Just under half the book is a condensed history of 3 Group Bomber Command operations from the outbeak of war to the end of 3 Group's war...then there's a good selection of well-reproduced black&white plates...then the rest of the book is a listing of EVERY squadron in 3 Group, with a very brief resumee of its wartime career, a suprising sets of statistics for each squadron, then a list of known squadron aircraft and what happened to them.

This book is the exact opposite of David Wragg's "Stringbag" that I last reviewed. THIS is what you CAN produce out of paper records in this "next generation" of military history - a truly exhaustive, utterly comprehensive history of a particular specialist topic. The two authors admit in their introduction that this is what they set out to do - create the "missing history" for 3 group, where most other Groups and Commands have been treated well by historians for decades - and ALL of it culled from their absolutely HUGE personal caches of 3 Group records, diaries and logs.

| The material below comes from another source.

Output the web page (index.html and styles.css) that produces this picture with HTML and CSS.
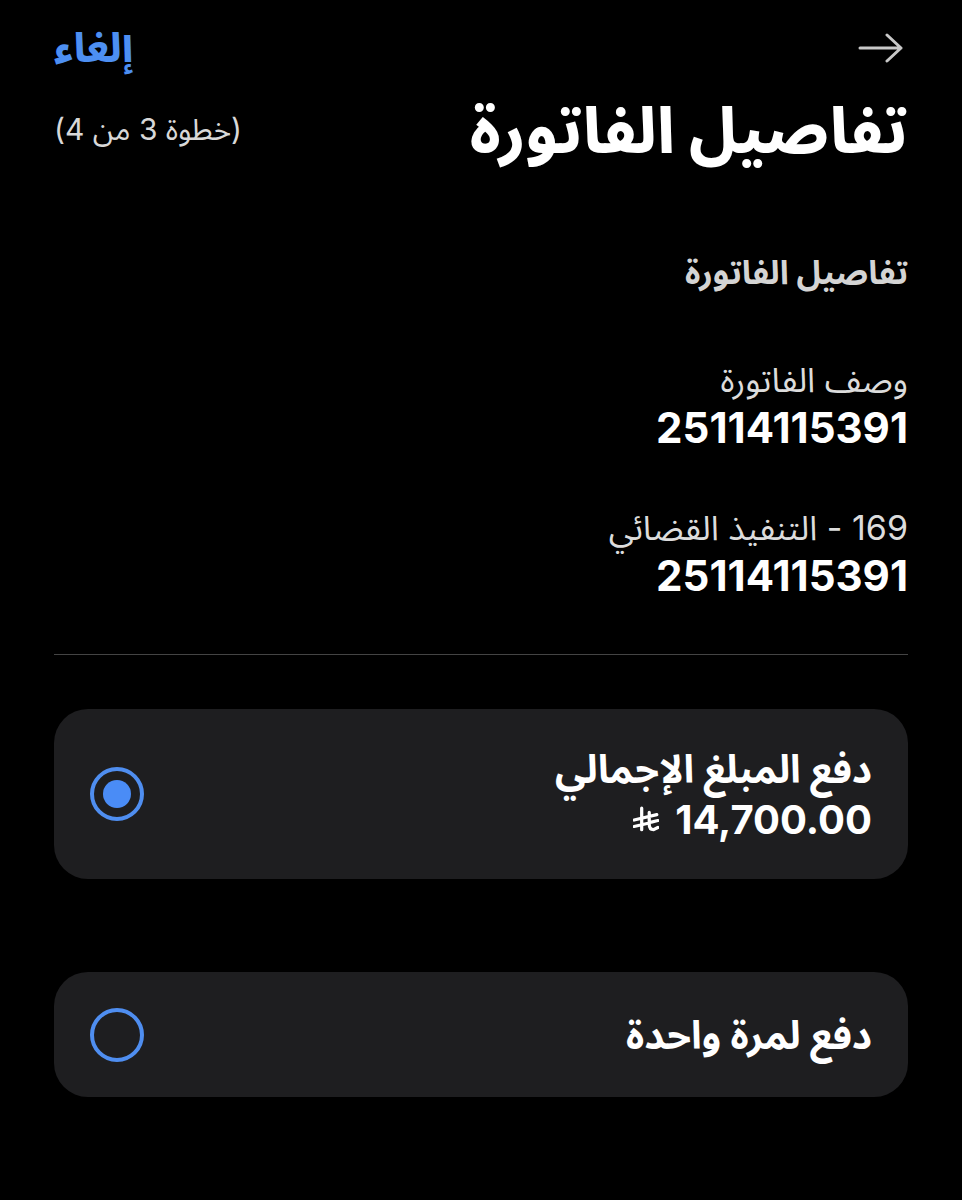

A book like this shows just how far we've come at last from the late 1940s-and 1950s wave of memoirs and personal anecdotal histories, from the 1960s to 1990s tertiary histories. This is real secondary history - a book written from the station logs and the debriefing reports of the men themselves. It doesn't rely on the sadly sometimes faulty recollections of the last of our WWII veterans - this history comes straight from those lines of fading pencil and 1940s-era Stephens' Ink laid down on cheap wartime paper within hours of the events occuring. This isn't "Bomber Boys"...this "operational history" is what those records ACTUALLY say.

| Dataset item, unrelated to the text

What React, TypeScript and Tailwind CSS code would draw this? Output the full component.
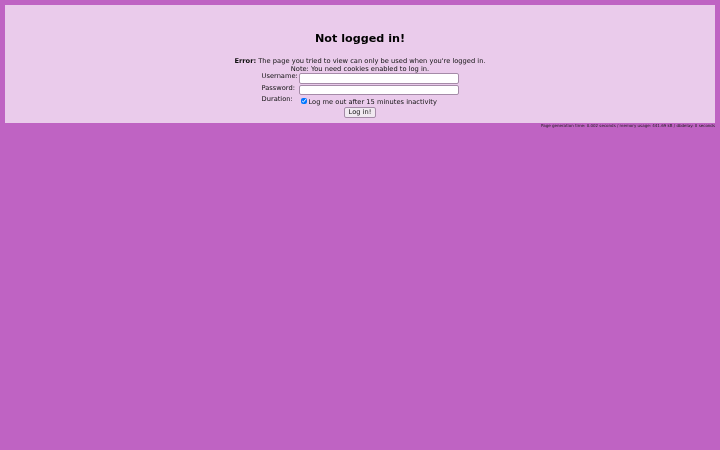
import React from 'react';

const font = "font-['DejaVu_Sans',sans-serif]";

export default function App() {
  return (
    <div className={`min-h-[450px] bg-[#bf63c3] px-[5px] pt-[5px] text-[6.7px] text-[#111] ${font}`}>
      <div className="h-[118px] bg-[#eacbeb]">
        <div className="flex flex-col items-center pt-[27px] will-change-transform">
          <h1 className="text-[11.2px] leading-[14px] font-bold text-black">Not logged in!</h1>
          <p className="mt-[11px] leading-[8px]">
            <b>Error:</b> The page you tried to view can only be used when you're logged in.
          </p>
          <p className="leading-[8px]">Note: You need cookies enabled to log in.</p>
          <form className="flex flex-col items-center">
            <div className="grid w-[197px] grid-cols-[37px_160px]">
              <label className="h-[11.5px] leading-[7px]">Username:</label>
              <input className="h-[10.5px] w-[160px] rounded-[2px] border border-[#a58ba8] bg-white" />
              <label className="h-[11px] leading-[6.5px]">Password:</label>
              <input className="h-[10.5px] w-[160px] rounded-[2px] border border-[#a58ba8] bg-white" />
              <label className="leading-[7.5px]">Duration:</label>
              <div className="mt-[1.5px] flex h-[9.5px] items-center whitespace-nowrap">
                <input type="checkbox" defaultChecked className="mt-[-1.5px] mr-[1.5px] ml-[2px] size-[6.5px] accent-[#0075ff]" />
                <span>Log me out after 15 minutes inactivity</span>
              </div>
            </div>
            <button type="button" className="h-[11px] rounded-[2px] border border-[#a58ba8] bg-[#f0e8f0] px-[4px] leading-[8px]">
              Log in!
            </button>
          </form>
        </div>
      </div>
      <div className="pt-[0.5px] text-right text-[4px] leading-[4px] text-[#222] will-change-transform">
        Page generation time: 0.002 seconds / memory usage: 441.69 kB / dbdelay: 0 seconds
      </div>
    </div>
  );
}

The two authors - Chris Ward and Steve Smith - are not born writers. As I noted above, in oh so many places their use of english is very stilted and Olde Worlde. But the flipside of this is the incredible amount of Bomber Command and 3 Group history they cram into 146 pages! In only a couple of hours I had learned far more about Bomber Command's war than I EVER have anywhere else - and in the course of the rest of the book I had just so many cherished beliefs stamped on and sacred cows put down humanely...but with all the force of the bolt gun!

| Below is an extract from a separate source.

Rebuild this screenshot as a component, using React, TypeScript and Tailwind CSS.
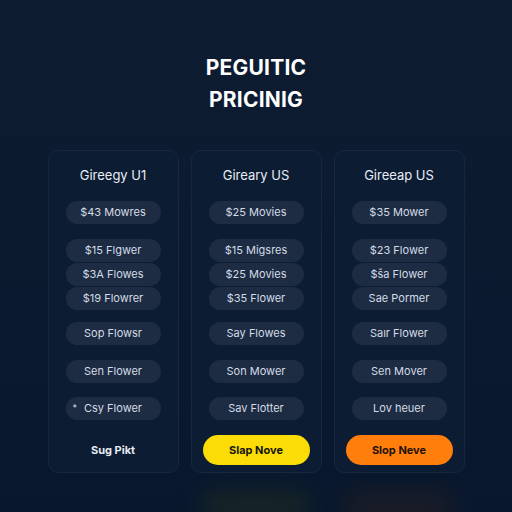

For what it is - it's an expensive book. Unless you love to be immersed in the history of a particular topic, you're going to come to this book looking for specific things and aspects...and to you the rest of the book will look like padding. That incredibly comprehensive history in the first 146 pages is weighed down with an equally HUGE amount of personnel information - so many "dry" transfers, promotions, personal histories, anecdotes etc. of 3 Group aircrew and officers that your head will spin...and sometimes it's hard to cull information you DO want out of all the rest.... but it's always worth persevering.

One of the best things I can say about this book is - it reads for a few dozen pages very much like a continuation of a personal favourite, John James' "The Paladins"! For those first few dozen pages, before the wartime operations and personnel movements start coming thick and fast and threaten to overload the authors' ability to frame it in a comprehensible narrative, the use of english is remarkably similar...and that ties this book into James' narrative, his history of how this particular weapon - 3 Group, Bomber Command - was forged for the struggle ahead. He detailed the 1930s development of the RAF - this book tells you in no uncertain way how that weapon was used. I just hope the writers appreciate that comment if ever they read this!

All that remains for me to say is - if you have ANY interest at all in the bombing war in WWII, read this book. If you don't want to spend the money on a reference work that you'll not often refer to - find a friend or a library with a copy. You WILL learn things you have never known before - a lot of them. Some of them you'll appreciate - some you'll feel like you've been slapped around the head by an old fasioned school teacher, the sort that used to write "Must do better!" on report cards, when you realise you really should have known that before now.

Quality-wise, it's an excellent tome, right up to Pen&Sword's normal hardback quality - and Times New Roman on bright white is just so easy on the eye...and I didn't spot any editing flubs.

I can't help it. I know I really shouldn't for all the faults I mentioned above - but this book HAS to be a 5/5. It's invaluable.